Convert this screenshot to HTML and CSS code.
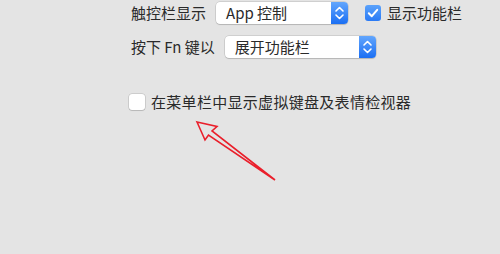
FILE: index.html
```html
<!DOCTYPE html>
<html lang="zh-CN">
<head>
<meta charset="utf-8">
<link rel="stylesheet" href="styles.css">
</head>
<body>
<div class="panel">
  <div class="row row1">
    <span class="label">触控栏显示</span>
    <div class="popup popup1">
      <span class="popup-text">App 控制</span>
      <span class="stepper"><svg width="17" height="22" viewBox="0 0 17 22"><path d="M5 9 L8.5 5.5 L12 9" /><path d="M5 13 L8.5 16.5 L12 13" /></svg></span>
    </div>
    <span class="check checked"><svg width="16" height="16" viewBox="0 0 16 16"><path d="M3.8 8.2 L6.8 11.2 L12.2 4.8" /></svg></span>
    <span class="check-label">显示功能栏</span>
  </div>
  <div class="row row2">
    <span class="label">按下 Fn 键以</span>
    <div class="popup popup2">
      <span class="popup-text">展开功能栏</span>
      <span class="stepper"><svg width="17" height="22" viewBox="0 0 17 22"><path d="M5 9 L8.5 5.5 L12 9" /><path d="M5 13 L8.5 16.5 L12 13" /></svg></span>
    </div>
  </div>
  <div class="row row3">
    <span class="check"></span>
    <span class="check-label wide">在菜单栏中显示虚拟键盘及表情检视器</span>
  </div>
</div>
<svg class="arrow" width="500" height="254" viewBox="0 0 500 254">
  <polygon points="197,122 217,126.5 212,131 275,180 208.5,135 205,140" />
</svg>
</body>
</html>
```

FILE: styles.css
```css
html, body {
  margin: 0;
  padding: 0;
}
body {
  width: 500px;
  height: 254px;
  overflow: hidden;
  background: #e4e4e4;
  font-family: "Noto Sans CJK SC", "Noto Sans", sans-serif;
  font-size: 15px;
  color: #2a2a2a;
  position: relative;
}
.panel {
  padding: 2px 0 0 129px;
}
.row {
  display: flex;
  align-items: center;
  height: 22px;
}
.row1, .row2 {
  padding-left: 2px;
}
.row2 {
  margin-top: 12px;
}
.row3 {
  margin-top: 36px;
  height: 16px;
}
.label {
  white-space: pre;
  margin-right: 10px;
  line-height: 22px;
}
.popup {
  height: 22px;
  box-sizing: border-box;
  background: #fff;
  border-radius: 4px;
  box-shadow: 0 0 0 0.5px rgba(0,0,0,0.18), 0 1px 1px rgba(0,0,0,0.12);
  display: flex;
  align-items: center;
  justify-content: space-between;
  overflow: hidden;
}
.popup1 {
  width: 132px;
}
.popup2 {
  width: 151px;
}
.popup-text {
  padding-left: 10px;
  line-height: 22px;
  white-space: pre;
}
.stepper {
  width: 17px;
  height: 22px;
  background: linear-gradient(#62a6fd, #1b6ff3);
  display: block;
}
.stepper svg {
  display: block;
}
.stepper path {
  fill: none;
  stroke: #fff;
  stroke-width: 1.6;
  stroke-linecap: round;
  stroke-linejoin: round;
}
.check {
  width: 16px;
  height: 16px;
  box-sizing: border-box;
  border-radius: 3px;
  background: #fff;
  box-shadow: 0 0 0 0.5px rgba(0,0,0,0.2), 0 1px 1px rgba(0,0,0,0.1);
  flex: none;
}
.check svg {
  display: block;
}
.row1 .check {
  margin-left: 17px;
}
.check.checked {
  background: linear-gradient(#5ba2fb, #2a7af5);
  box-shadow: none;
}
.check path {
  fill: none;
  stroke: #fff;
  stroke-width: 2;
  stroke-linecap: round;
  stroke-linejoin: round;
}
.check-label {
  margin-left: 6px;
  line-height: 22px;
  white-space: nowrap;
}
.check-label.wide {
  letter-spacing: 0.3px;
}
.arrow {
  position: absolute;
  left: 0;
  top: 0;
}
.arrow polygon {
  fill: none;
  stroke: #ea1f2b;
  stroke-width: 1.6;
  stroke-linejoin: miter;
}
```
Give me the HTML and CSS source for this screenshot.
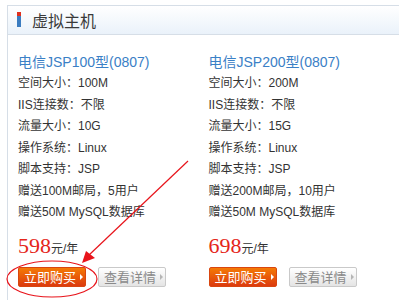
------------------------------------------------
Write the lines above out again exactly, without any of their pictures.

## [EXPECTED ANSWER]
Convert this screenshot to HTML and CSS code.
FILE: index.html
```html
<!DOCTYPE html>
<html lang="zh-CN">
<head>
<meta charset="utf-8">
<link rel="stylesheet" href="styles.css">
</head>
<body>
<div class="panel">
  <div class="row row1">
    <span class="label">触控栏显示</span>
    <div class="popup popup1">
      <span class="popup-text">App 控制</span>
      <span class="stepper"><svg width="17" height="22" viewBox="0 0 17 22"><path d="M5 9 L8.5 5.5 L12 9" /><path d="M5 13 L8.5 16.5 L12 13" /></svg></span>
    </div>
    <span class="check checked"><svg width="16" height="16" viewBox="0 0 16 16"><path d="M3.8 8.2 L6.8 11.2 L12.2 4.8" /></svg></span>
    <span class="check-label">显示功能栏</span>
  </div>
  <div class="row row2">
    <span class="label">按下 Fn 键以</span>
    <div class="popup popup2">
      <span class="popup-text">展开功能栏</span>
      <span class="stepper"><svg width="17" height="22" viewBox="0 0 17 22"><path d="M5 9 L8.5 5.5 L12 9" /><path d="M5 13 L8.5 16.5 L12 13" /></svg></span>
    </div>
  </div>
  <div class="row row3">
    <span class="check"></span>
    <span class="check-label wide">在菜单栏中显示虚拟键盘及表情检视器</span>
  </div>
</div>
<svg class="arrow" width="500" height="254" viewBox="0 0 500 254">
  <polygon points="197,122 217,126.5 212,131 275,180 208.5,135 205,140" />
</svg>
</body>
</html>
```

FILE: styles.css
```css
html, body {
  margin: 0;
  padding: 0;
}
body {
  width: 500px;
  height: 254px;
  overflow: hidden;
  background: #e4e4e4;
  font-family: "Noto Sans CJK SC", "Noto Sans", sans-serif;
  font-size: 15px;
  color: #2a2a2a;
  position: relative;
}
.panel {
  padding: 2px 0 0 129px;
}
.row {
  display: flex;
  align-items: center;
  height: 22px;
}
.row1, .row2 {
  padding-left: 2px;
}
.row2 {
  margin-top: 12px;
}
.row3 {
  margin-top: 36px;
  height: 16px;
}
.label {
  white-space: pre;
  margin-right: 10px;
  line-height: 22px;
}
.popup {
  height: 22px;
  box-sizing: border-box;
  background: #fff;
  border-radius: 4px;
  box-shadow: 0 0 0 0.5px rgba(0,0,0,0.18), 0 1px 1px rgba(0,0,0,0.12);
  display: flex;
  align-items: center;
  justify-content: space-between;
  overflow: hidden;
}
.popup1 {
  width: 132px;
}
.popup2 {
  width: 151px;
}
.popup-text {
  padding-left: 10px;
  line-height: 22px;
  white-space: pre;
}
.stepper {
  width: 17px;
  height: 22px;
  background: linear-gradient(#62a6fd, #1b6ff3);
  display: block;
}
.stepper svg {
  display: block;
}
.stepper path {
  fill: none;
  stroke: #fff;
  stroke-width: 1.6;
  stroke-linecap: round;
  stroke-linejoin: round;
}
.check {
  width: 16px;
  height: 16px;
  box-sizing: border-box;
  border-radius: 3px;
  background: #fff;
  box-shadow: 0 0 0 0.5px rgba(0,0,0,0.2), 0 1px 1px rgba(0,0,0,0.1);
  flex: none;
}
.check svg {
  display: block;
}
.row1 .check {
  margin-left: 17px;
}
.check.checked {
  background: linear-gradient(#5ba2fb, #2a7af5);
  box-shadow: none;
}
.check path {
  fill: none;
  stroke: #fff;
  stroke-width: 2;
  stroke-linecap: round;
  stroke-linejoin: round;
}
.check-label {
  margin-left: 6px;
  line-height: 22px;
  white-space: nowrap;
}
.check-label.wide {
  letter-spacing: 0.3px;
}
.arrow {
  position: absolute;
  left: 0;
  top: 0;
}
.arrow polygon {
  fill: none;
  stroke: #ea1f2b;
  stroke-width: 1.6;
  stroke-linejoin: miter;
}
```
Give me the HTML and CSS source for this screenshot.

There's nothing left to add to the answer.